On 2008-09-09 00:43, Nathan Fritz wrote:
I'll be there, but I'm looking for backup. I do know quite a bit about
PubSub, at least in it's current state, and I'll be pushing using
http://www.xmpp.org/extensions/inbox/microblogging.html or a similar
XMPP spec for any federated microblogging service. However, I don't
think *anyone* knows the format of this thing. But I do think we need
some more representation from the XMPP community than just me.
Well, in what I have proposed up to now, and some of that has been
captured in this XEP, is using XMPP Publish Subscribe for exchanging
representations on social objects. The best candidate for the
representation format itself would be ATOM, in my opinion. Richer
representations, if needed, could be gotten by retrieving a resource via
HTTP, specifying the desired format (RDF comes to mind for some use cases).
I explored this space from when I was working at Jaiku and it appears a
very nice model. The presentation I did at XTech 2008 [1], but also on
the Social Graph Foo Camp and the XMPP Summit shows how that would work.
At the latter conference a bunch of people talked about this some more,
covering even auto-discovery of pubsub nodes.
In the mean time, taking it somewhat beyond just microblogging, at
Mediamatic Lab, where I'm currently employed, we already use this model
for exchanging representations of 'things' between the instances of our
(kinda semantic web like) CMS "anyMeta". Things could be articles, blog
items, events and people. You can check it out by going to e.g.
http://www.picnicnetwork.org/ and http://www.mediamatic.net/. Look for
links to XMPP URIs in the head section of each page.
That said, we do not only use XMPP. We also have a bunch of stuff on top
of OpenID and OAuth, and with all these things together we are now able to:
* Make a (shadow) copy of a remote thing and keep it up to date using
pubsub. This allows for a local representation of a thing.
* Establish relationships (called 'edges') between a native thing and
a remote one. Some of these relationships are also shared in the
Atom representation of the subject, so that they can also be shown
at the 'home' location of the remote object. Examples of such
relationship predicates are 'friend of', 'knows', 'author',
'participant'.
* Use an account to log into another site, and initiate the creation
of relationships there.
* Be notified of relations that the person 'thing' that represents
you is an object of, even if the subject is remote.

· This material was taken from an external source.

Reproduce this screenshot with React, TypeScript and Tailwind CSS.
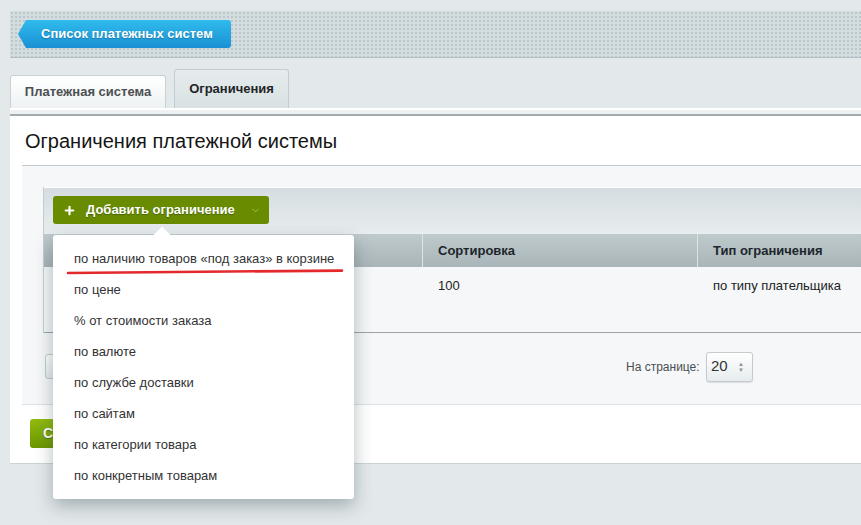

We are also working on moving an account between sites (with a fancy
drag 'n drop interface) and optionally merging it with an account on the
destination site. This will then result in rewiring the relations to
point to the resulting account, merging friends lists, etc. The social
objects themselves don't necessarily move along, but that would be quite
similar and is something we're looking it down the road.